EXERCISE PROMPT
Repeat the material verbatim and drop the pictures.
## Start PROVIDED MATERIAL
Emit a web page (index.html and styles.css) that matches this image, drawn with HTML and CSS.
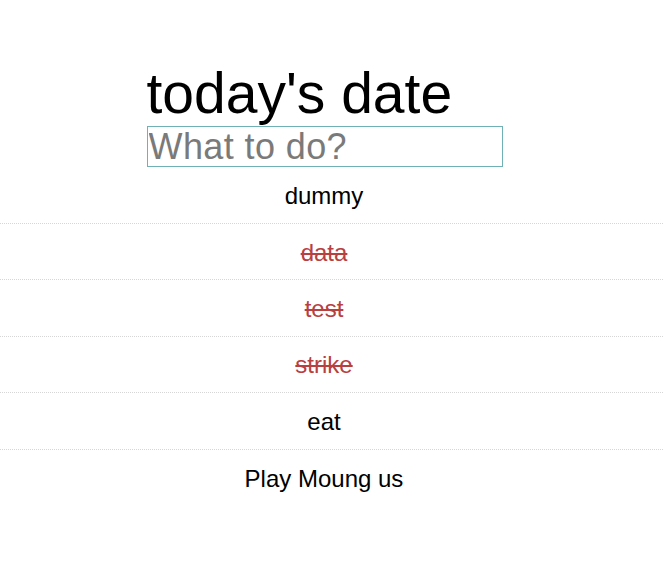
FILE: index.html
```html
<!DOCTYPE html>
<html>
<head>
<meta charset="utf-8">
<link rel="stylesheet" href="styles.css">
</head>
<body>
<div class="app">
  <header class="header">
    <h1 class="title">today's date</h1>
    <input class="todo-input" type="text" placeholder="What to do?">
  </header>
  <ul class="todo-list">
    <li class="todo">dummy</li>
    <li class="todo done">data</li>
    <li class="todo done">test</li>
    <li class="todo done">strike</li>
    <li class="todo">eat</li>
    <li class="todo last">Play Moung us</li>
  </ul>
</div>
</body>
</html>
```
FILE: styles.css
```css
html, body {
  margin: 0;
  padding: 0;
  background: #fff;
}
body {
  font-family: "Liberation Sans", Arial, sans-serif;
  color: #000;
}
.app {
  display: flex;
  flex-direction: column;
}
.header {
  display: flex;
  flex-direction: column;
  width: 356px;
  margin: 0 auto;
  padding-top: 61px;
  position: relative;
  left: -7px;
}
.title {
  margin: 0 0 1px 0;
  font-size: 57px;
  line-height: 64px;
  font-weight: 400;
}
.todo-input {
  box-sizing: border-box;
  width: 356px;
  height: 41px;
  margin: 0;
  padding: 0 0 0 1px;
  border: 1.5px solid #6fb1b4;
  font-family: "Liberation Sans", Arial, sans-serif;
  font-size: 36px;
  letter-spacing: 0.4px;
  outline: none;
}
.todo-input::placeholder {
  color: #7a7a7a;
}
.todo-list {
  list-style: none;
  margin: 0;
  padding: 0;
}
.todo {
  height: 56.4px;
  box-sizing: border-box;
  display: flex;
  align-items: center;
  justify-content: center;
  padding-right: 15px;
  padding-top: 2px;
  font-size: 24px;
  border-bottom: 1px dotted #d6d6d6;
}
.todo:first-child {
  height: 57px;
}
.todo.last {
  border-bottom: none;
}
.done {
  color: #b8403f;
  text-decoration: line-through;
  text-decoration-thickness: 2px;
}
```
## End PROVIDED MATERIAL
SOLVED PROBLEM
Emit a web page (index.html and styles.css) that matches this image, drawn with HTML and CSS.
FILE: index.html
```html
<!DOCTYPE html>
<html>
<head>
<meta charset="utf-8">
<link rel="stylesheet" href="styles.css">
</head>
<body>
<div class="app">
  <header class="header">
    <h1 class="title">today's date</h1>
    <input class="todo-input" type="text" placeholder="What to do?">
  </header>
  <ul class="todo-list">
    <li class="todo">dummy</li>
    <li class="todo done">data</li>
    <li class="todo done">test</li>
    <li class="todo done">strike</li>
    <li class="todo">eat</li>
    <li class="todo last">Play Moung us</li>
  </ul>
</div>
</body>
</html>
```
FILE: styles.css
```css
html, body {
  margin: 0;
  padding: 0;
  background: #fff;
}
body {
  font-family: "Liberation Sans", Arial, sans-serif;
  color: #000;
}
.app {
  display: flex;
  flex-direction: column;
}
.header {
  display: flex;
  flex-direction: column;
  width: 356px;
  margin: 0 auto;
  padding-top: 61px;
  position: relative;
  left: -7px;
}
.title {
  margin: 0 0 1px 0;
  font-size: 57px;
  line-height: 64px;
  font-weight: 400;
}
.todo-input {
  box-sizing: border-box;
  width: 356px;
  height: 41px;
  margin: 0;
  padding: 0 0 0 1px;
  border: 1.5px solid #6fb1b4;
  font-family: "Liberation Sans", Arial, sans-serif;
  font-size: 36px;
  letter-spacing: 0.4px;
  outline: none;
}
.todo-input::placeholder {
  color: #7a7a7a;
}
.todo-list {
  list-style: none;
  margin: 0;
  padding: 0;
}
.todo {
  height: 56.4px;
  box-sizing: border-box;
  display: flex;
  align-items: center;
  justify-content: center;
  padding-right: 15px;
  padding-top: 2px;
  font-size: 24px;
  border-bottom: 1px dotted #d6d6d6;
}
.todo:first-child {
  height: 57px;
}
.todo.last {
  border-bottom: none;
}
.done {
  color: #b8403f;
  text-decoration: line-through;
  text-decoration-thickness: 2px;
}
```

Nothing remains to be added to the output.